> **Task instructions**: Leave the pictures out. Return all other data exactly.

Data records
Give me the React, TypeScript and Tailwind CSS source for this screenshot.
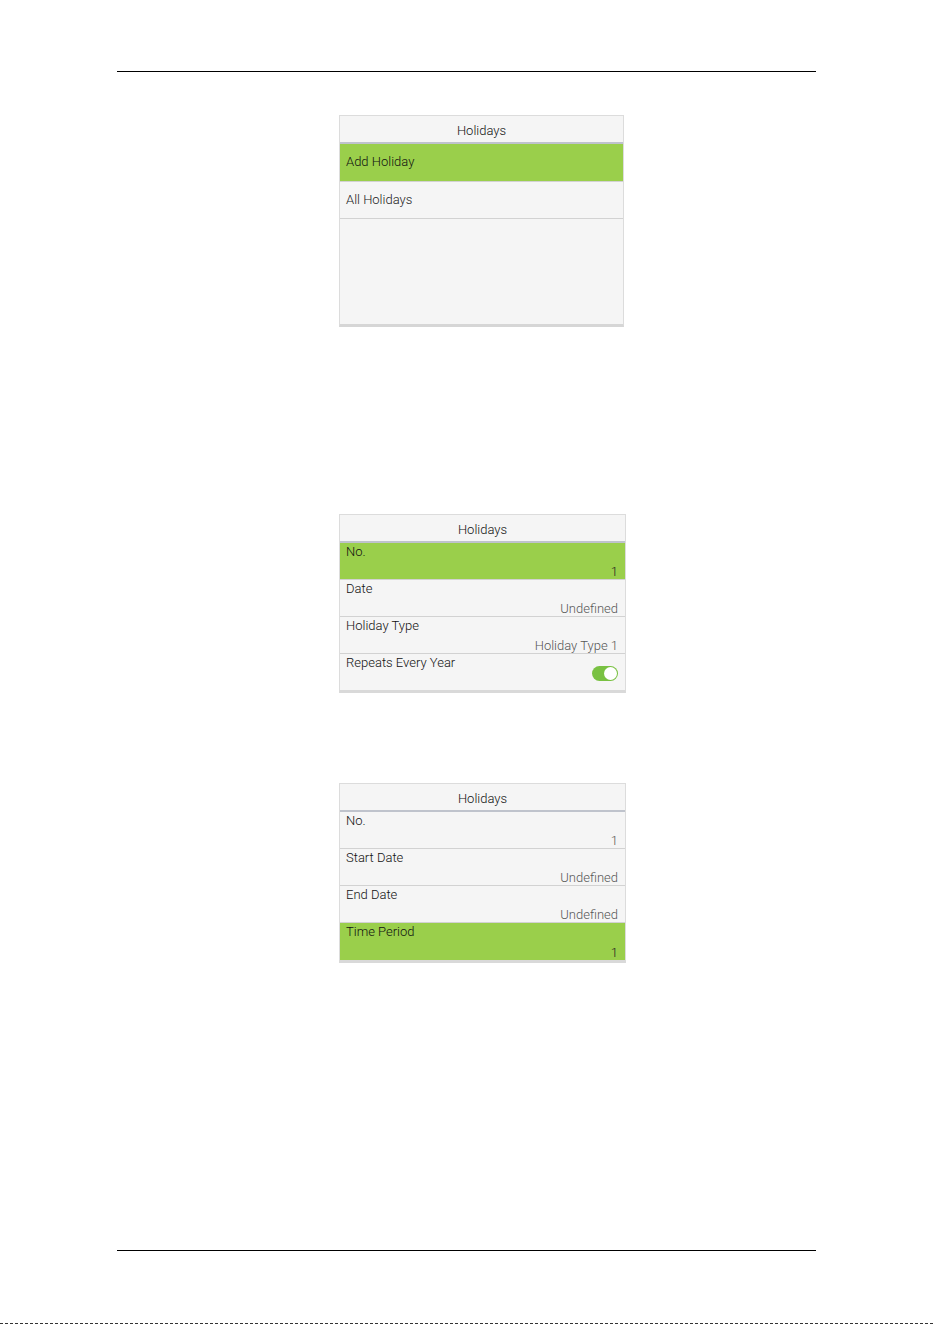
import React from "react";

const font = { fontFamily: "Roboto, 'Noto Sans', sans-serif" };

function Header() {
  return (
    <div className="h-[28px] pt-[3px] flex items-center justify-center text-[13px] font-light text-[#111] border-b-2 border-[#bfc3cc]">
      Holidays
    </div>
  );
}

function Toggle() {
  return (
    <div className="w-[26px] h-[15px] rounded-full bg-[#79c142] relative">
      <div className="absolute right-[1px] top-[1px] w-[13px] h-[13px] rounded-full bg-white" />
    </div>
  );
}

function Row({
  label,
  value,
  active,
  last,
}: {
  label: string;
  value?: string;
  active?: boolean;
  last?: boolean;
}) {
  return (
    <div
      className={`h-[37px] flex flex-col justify-between pt-[1px] pl-[6px] pr-[7px] text-[13px] font-light leading-[16px] ${
        active ? "bg-[#9acf4b]" : ""
      } ${last ? "" : "border-b border-[#d2d2d2]"}`}
    >
      <div className="text-[#111]">{label}</div>
      <div className={`text-right translate-y-[1px] ${active ? "text-[#222]" : "text-[#555]"}`}>{value}</div>
    </div>
  );
}

export default function App() {
  return (
    <div className="w-[933px] h-[1324px] bg-white relative" style={font}>
      <div className="pt-[71px] px-[117px]">
        <div className="h-px bg-black w-[699px]" />
      </div>

      {/* Panel 1 */}
      <div className="ml-[339px] mt-[43px] w-[285px] bg-[#f5f5f5] border border-[#dcdcdc] border-b-[3px] border-b-[#d6d6d6]">
        <Header />
        <div className="h-[38px] flex items-center pb-[1px] px-[6px] text-[13px] font-light text-[#111] bg-[#9acf4b] border-b border-[#d2d2d2]">
          Add Holiday
        </div>
        <div className="h-[37px] flex items-center pb-[1px] px-[6px] text-[13px] font-light text-[#222] border-b border-[#d2d2d2]">
          All Holidays
        </div>
        <div className="h-[105px]" />
      </div>

      {/* Panel 2 */}
      <div className="ml-[339px] mt-[187px] w-[287px] bg-[#f5f5f5] border border-[#dcdcdc] border-b-[3px] border-b-[#d9d9d9]">
        <Header />
        <Row label="No." value="1" active />
        <Row label="Date" value="Undefined" />
        <Row label="Holiday Type" value="Holiday Type 1" />
        <div className="h-[36px] flex flex-col pt-[1px] pl-[6px] pr-[7px] text-[13px] font-light leading-[16px]">
          <div className="text-[#111]">Repeats Every Year</div>
          <div className="flex justify-end -mt-[5px]">
            <Toggle />
          </div>
        </div>
      </div>

      {/* Panel 3 */}
      <div className="ml-[339px] mt-[90px] w-[287px] bg-[#f5f5f5] border border-[#dcdcdc] border-b-[3px] border-b-[#d9d9d9]">
        <Header />
        <Row label="No." value="1" />
        <Row label="Start Date" value="Undefined" />
        <Row label="End Date" value="Undefined" />
        <Row label="Time Period" value="1" active last />
      </div>

      <div className="absolute left-[117px] top-[1250px] h-px w-[699px] bg-black" />
      <div className="absolute left-0 bottom-0 w-[933px] h-px border-t border-dashed border-[#333]" />
    </div>
  );
}
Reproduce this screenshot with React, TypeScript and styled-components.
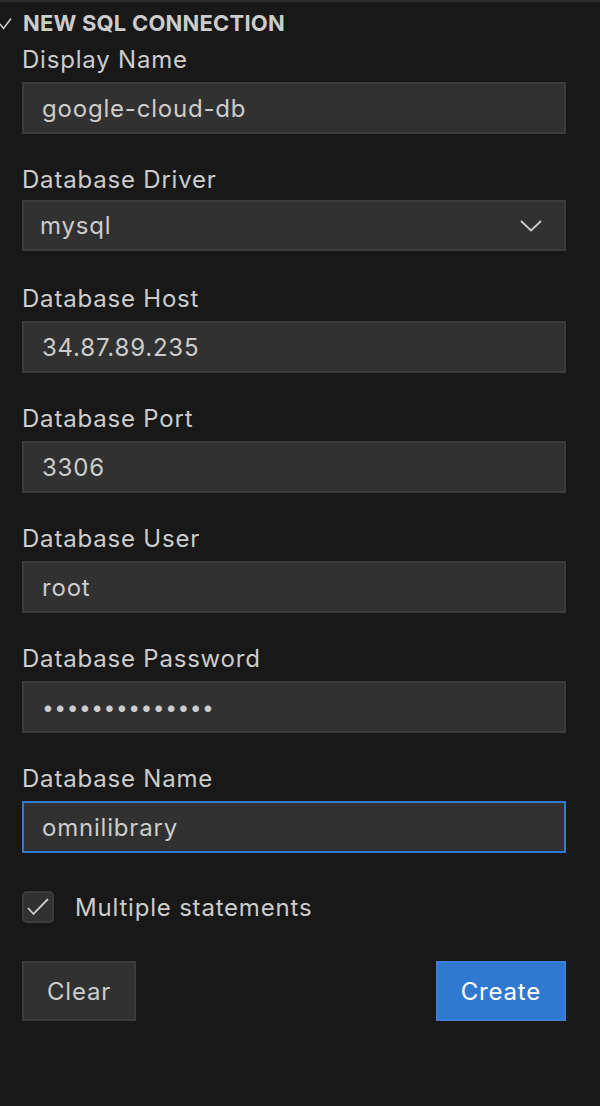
import styled, { createGlobalStyle } from "styled-components";

const GlobalStyle = createGlobalStyle`
  html, body {
    margin: 0;
    padding: 0;
    background: #181818;
  }
  body {
    font-family: Inter, "Noto Sans", "Liberation Sans", sans-serif;
    color: #cccccc;
  }
`;

const Panel = styled.div`
  min-height: 1104px;
  border-top: 2px solid #2b2b2b;
  background: #181818;
`;

const Header = styled.div`
  height: 42px;
  display: flex;
  align-items: center;
  font-size: 22px;
  font-weight: 700;
  color: #cccccc;
  letter-spacing: 0.2px;
`;

const Twistie = styled.svg`
  width: 23px;
  height: 14px;
  flex: none;
  margin-top: 1px;
`;

const Form = styled.div`
  padding: 0 34px 0 22px;
  display: flex;
  flex-direction: column;
  letter-spacing: 0.8px;
`;

const Field = styled.div`
  display: flex;
  flex-direction: column;
  margin-bottom: 30px;
`;

const Label = styled.label`
  font-size: 24px;
  line-height: 30px;
  padding-top: 1px;
  margin-bottom: 7px;
  color: #cccccc;
`;

const TextInput = styled.input<{ $focused?: boolean }>`
  box-sizing: border-box;
  width: 100%;
  height: 52px;
  margin: 0;
  padding: 0 18px;
  background: #313131;
  border: 2px solid ${(p) => (p.$focused ? "#2f7ad3" : "#3c3c3c")};
  color: #cccccc;
  font-family: inherit;
  font-size: 24px;
  letter-spacing: 0.8px;
  outline: none;
  &[type="password"] {
    font-size: 21px;
    letter-spacing: 0.5px;
  }
`;

const Select = styled.div`
  box-sizing: border-box;
  height: 51px;
  margin-top: -2px;
  margin-bottom: 2px;
  display: flex;
  align-items: center;
  justify-content: space-between;
  padding: 0 22px 0 16px;
  background: #313131;
  border: 2px solid #3c3c3c;
  font-size: 24px;
  color: #cccccc;
`;

const CheckRow = styled.div`
  display: flex;
  align-items: center;
  gap: 21px;
  margin-top: 8px;
  font-size: 24px;
  color: #cccccc;
`;

const CheckBox = styled.span`
  box-sizing: border-box;
  width: 32px;
  height: 32px;
  border-radius: 5px;
  background: #313131;
  border: 2px solid #3c3c3c;
  display: flex;
  align-items: center;
  justify-content: center;
`;

const Actions = styled.div`
  display: flex;
  justify-content: space-between;
  margin-top: 38px;
`;

const Button = styled.button<{ $primary?: boolean }>`
  box-sizing: border-box;
  height: 60px;
  padding: 0 23px;
  font-family: inherit;
  font-size: 24px;
  letter-spacing: 0.8px;
  cursor: pointer;
  background: ${(p) => (p.$primary ? "#3178d0" : "#313131")};
  border: 2px solid ${(p) => (p.$primary ? "#3a7fd5" : "#3c3c3c")};
  color: ${(p) => (p.$primary ? "#ffffff" : "#cccccc")};
`;

const fields = [
  { label: "Display Name", value: "google-cloud-db" },
  { label: "Database Driver", value: "mysql", select: true },
  { label: "Database Host", value: "34.87.89.235" },
  { label: "Database Port", value: "3306" },
  { label: "Database User", value: "root" },
  { label: "Database Password", value: "abcdefghijklmn", password: true },
  { label: "Database Name", value: "omnilibrary", focused: true },
];

export default function App() {
  return (
    <>
      <GlobalStyle />
      <Panel>
        <Header>
          <Twistie viewBox="0 0 23 14">
            <polyline
              points="0,7 3.5,11.5 11,1.5"
              fill="none"
              stroke="#cccccc"
              strokeWidth="1.6"
            />
          </Twistie>
          NEW SQL CONNECTION
        </Header>
        <Form>
          {fields.map((f) => (
            <Field key={f.label}>
              <Label>{f.label}</Label>
              {f.select ? (
                <Select>
                  <span>{f.value}</span>
                  <svg width="22" height="12" viewBox="0 0 22 12">
                    <polyline
                      points="1,1 11,10.5 21,1"
                      fill="none"
                      stroke="#cccccc"
                      strokeWidth="1.8"
                    />
                  </svg>
                </Select>
              ) : (
                <TextInput
                  readOnly
                  type={f.password ? "password" : "text"}
                  value={f.value}
                  $focused={f.focused}
                />
              )}
            </Field>
          ))}
          <CheckRow>
            <CheckBox>
              <svg width="22" height="18" viewBox="0 0 22 18">
                <polyline
                  points="1,10 6.5,16 21,1"
                  fill="none"
                  stroke="#cccccc"
                  strokeWidth="1.8"
                />
              </svg>
            </CheckBox>
            Multiple statements
          </CheckRow>
          <Actions>
            <Button>Clear</Button>
            <Button $primary>Create</Button>
          </Actions>
        </Form>
      </Panel>
    </>
  );
}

> **Result of this exercise**:
Give me the React, TypeScript and Tailwind CSS source for this screenshot.
import React from "react";

const font = { fontFamily: "Roboto, 'Noto Sans', sans-serif" };

function Header() {
  return (
    <div className="h-[28px] pt-[3px] flex items-center justify-center text-[13px] font-light text-[#111] border-b-2 border-[#bfc3cc]">
      Holidays
    </div>
  );
}

function Toggle() {
  return (
    <div className="w-[26px] h-[15px] rounded-full bg-[#79c142] relative">
      <div className="absolute right-[1px] top-[1px] w-[13px] h-[13px] rounded-full bg-white" />
    </div>
  );
}

function Row({
  label,
  value,
  active,
  last,
}: {
  label: string;
  value?: string;
  active?: boolean;
  last?: boolean;
}) {
  return (
    <div
      className={`h-[37px] flex flex-col justify-between pt-[1px] pl-[6px] pr-[7px] text-[13px] font-light leading-[16px] ${
        active ? "bg-[#9acf4b]" : ""
      } ${last ? "" : "border-b border-[#d2d2d2]"}`}
    >
      <div className="text-[#111]">{label}</div>
      <div className={`text-right translate-y-[1px] ${active ? "text-[#222]" : "text-[#555]"}`}>{value}</div>
    </div>
  );
}

export default function App() {
  return (
    <div className="w-[933px] h-[1324px] bg-white relative" style={font}>
      <div className="pt-[71px] px-[117px]">
        <div className="h-px bg-black w-[699px]" />
      </div>

      {/* Panel 1 */}
      <div className="ml-[339px] mt-[43px] w-[285px] bg-[#f5f5f5] border border-[#dcdcdc] border-b-[3px] border-b-[#d6d6d6]">
        <Header />
        <div className="h-[38px] flex items-center pb-[1px] px-[6px] text-[13px] font-light text-[#111] bg-[#9acf4b] border-b border-[#d2d2d2]">
          Add Holiday
        </div>
        <div className="h-[37px] flex items-center pb-[1px] px-[6px] text-[13px] font-light text-[#222] border-b border-[#d2d2d2]">
          All Holidays
        </div>
        <div className="h-[105px]" />
      </div>

      {/* Panel 2 */}
      <div className="ml-[339px] mt-[187px] w-[287px] bg-[#f5f5f5] border border-[#dcdcdc] border-b-[3px] border-b-[#d9d9d9]">
        <Header />
        <Row label="No." value="1" active />
        <Row label="Date" value="Undefined" />
        <Row label="Holiday Type" value="Holiday Type 1" />
        <div className="h-[36px] flex flex-col pt-[1px] pl-[6px] pr-[7px] text-[13px] font-light leading-[16px]">
          <div className="text-[#111]">Repeats Every Year</div>
          <div className="flex justify-end -mt-[5px]">
            <Toggle />
          </div>
        </div>
      </div>

      {/* Panel 3 */}
      <div className="ml-[339px] mt-[90px] w-[287px] bg-[#f5f5f5] border border-[#dcdcdc] border-b-[3px] border-b-[#d9d9d9]">
        <Header />
        <Row label="No." value="1" />
        <Row label="Start Date" value="Undefined" />
        <Row label="End Date" value="Undefined" />
        <Row label="Time Period" value="1" active last />
      </div>

      <div className="absolute left-[117px] top-[1250px] h-px w-[699px] bg-black" />
      <div className="absolute left-0 bottom-0 w-[933px] h-px border-t border-dashed border-[#333]" />
    </div>
  );
}
Reproduce this screenshot with React, TypeScript and styled-components.
import styled, { createGlobalStyle } from "styled-components";

const GlobalStyle = createGlobalStyle`
  html, body {
    margin: 0;
    padding: 0;
    background: #181818;
  }
  body {
    font-family: Inter, "Noto Sans", "Liberation Sans", sans-serif;
    color: #cccccc;
  }
`;

const Panel = styled.div`
  min-height: 1104px;
  border-top: 2px solid #2b2b2b;
  background: #181818;
`;

const Header = styled.div`
  height: 42px;
  display: flex;
  align-items: center;
  font-size: 22px;
  font-weight: 700;
  color: #cccccc;
  letter-spacing: 0.2px;
`;

const Twistie = styled.svg`
  width: 23px;
  height: 14px;
  flex: none;
  margin-top: 1px;
`;

const Form = styled.div`
  padding: 0 34px 0 22px;
  display: flex;
  flex-direction: column;
  letter-spacing: 0.8px;
`;

const Field = styled.div`
  display: flex;
  flex-direction: column;
  margin-bottom: 30px;
`;

const Label = styled.label`
  font-size: 24px;
  line-height: 30px;
  padding-top: 1px;
  margin-bottom: 7px;
  color: #cccccc;
`;

const TextInput = styled.input<{ $focused?: boolean }>`
  box-sizing: border-box;
  width: 100%;
  height: 52px;
  margin: 0;
  padding: 0 18px;
  background: #313131;
  border: 2px solid ${(p) => (p.$focused ? "#2f7ad3" : "#3c3c3c")};
  color: #cccccc;
  font-family: inherit;
  font-size: 24px;
  letter-spacing: 0.8px;
  outline: none;
  &[type="password"] {
    font-size: 21px;
    letter-spacing: 0.5px;
  }
`;

const Select = styled.div`
  box-sizing: border-box;
  height: 51px;
  margin-top: -2px;
  margin-bottom: 2px;
  display: flex;
  align-items: center;
  justify-content: space-between;
  padding: 0 22px 0 16px;
  background: #313131;
  border: 2px solid #3c3c3c;
  font-size: 24px;
  color: #cccccc;
`;

const CheckRow = styled.div`
  display: flex;
  align-items: center;
  gap: 21px;
  margin-top: 8px;
  font-size: 24px;
  color: #cccccc;
`;

const CheckBox = styled.span`
  box-sizing: border-box;
  width: 32px;
  height: 32px;
  border-radius: 5px;
  background: #313131;
  border: 2px solid #3c3c3c;
  display: flex;
  align-items: center;
  justify-content: center;
`;

const Actions = styled.div`
  display: flex;
  justify-content: space-between;
  margin-top: 38px;
`;

const Button = styled.button<{ $primary?: boolean }>`
  box-sizing: border-box;
  height: 60px;
  padding: 0 23px;
  font-family: inherit;
  font-size: 24px;
  letter-spacing: 0.8px;
  cursor: pointer;
  background: ${(p) => (p.$primary ? "#3178d0" : "#313131")};
  border: 2px solid ${(p) => (p.$primary ? "#3a7fd5" : "#3c3c3c")};
  color: ${(p) => (p.$primary ? "#ffffff" : "#cccccc")};
`;

const fields = [
  { label: "Display Name", value: "google-cloud-db" },
  { label: "Database Driver", value: "mysql", select: true },
  { label: "Database Host", value: "34.87.89.235" },
  { label: "Database Port", value: "3306" },
  { label: "Database User", value: "root" },
  { label: "Database Password", value: "abcdefghijklmn", password: true },
  { label: "Database Name", value: "omnilibrary", focused: true },
];

export default function App() {
  return (
    <>
      <GlobalStyle />
      <Panel>
        <Header>
          <Twistie viewBox="0 0 23 14">
            <polyline
              points="0,7 3.5,11.5 11,1.5"
              fill="none"
              stroke="#cccccc"
              strokeWidth="1.6"
            />
          </Twistie>
          NEW SQL CONNECTION
        </Header>
        <Form>
          {fields.map((f) => (
            <Field key={f.label}>
              <Label>{f.label}</Label>
              {f.select ? (
                <Select>
                  <span>{f.value}</span>
                  <svg width="22" height="12" viewBox="0 0 22 12">
                    <polyline
                      points="1,1 11,10.5 21,1"
                      fill="none"
                      stroke="#cccccc"
                      strokeWidth="1.8"
                    />
                  </svg>
                </Select>
              ) : (
                <TextInput
                  readOnly
                  type={f.password ? "password" : "text"}
                  value={f.value}
                  $focused={f.focused}
                />
              )}
            </Field>
          ))}
          <CheckRow>
            <CheckBox>
              <svg width="22" height="18" viewBox="0 0 22 18">
                <polyline
                  points="1,10 6.5,16 21,1"
                  fill="none"
                  stroke="#cccccc"
                  strokeWidth="1.8"
                />
              </svg>
            </CheckBox>
            Multiple statements
          </CheckRow>
          <Actions>
            <Button>Clear</Button>
            <Button $primary>Create</Button>
          </Actions>
        </Form>
      </Panel>
    </>
  );
}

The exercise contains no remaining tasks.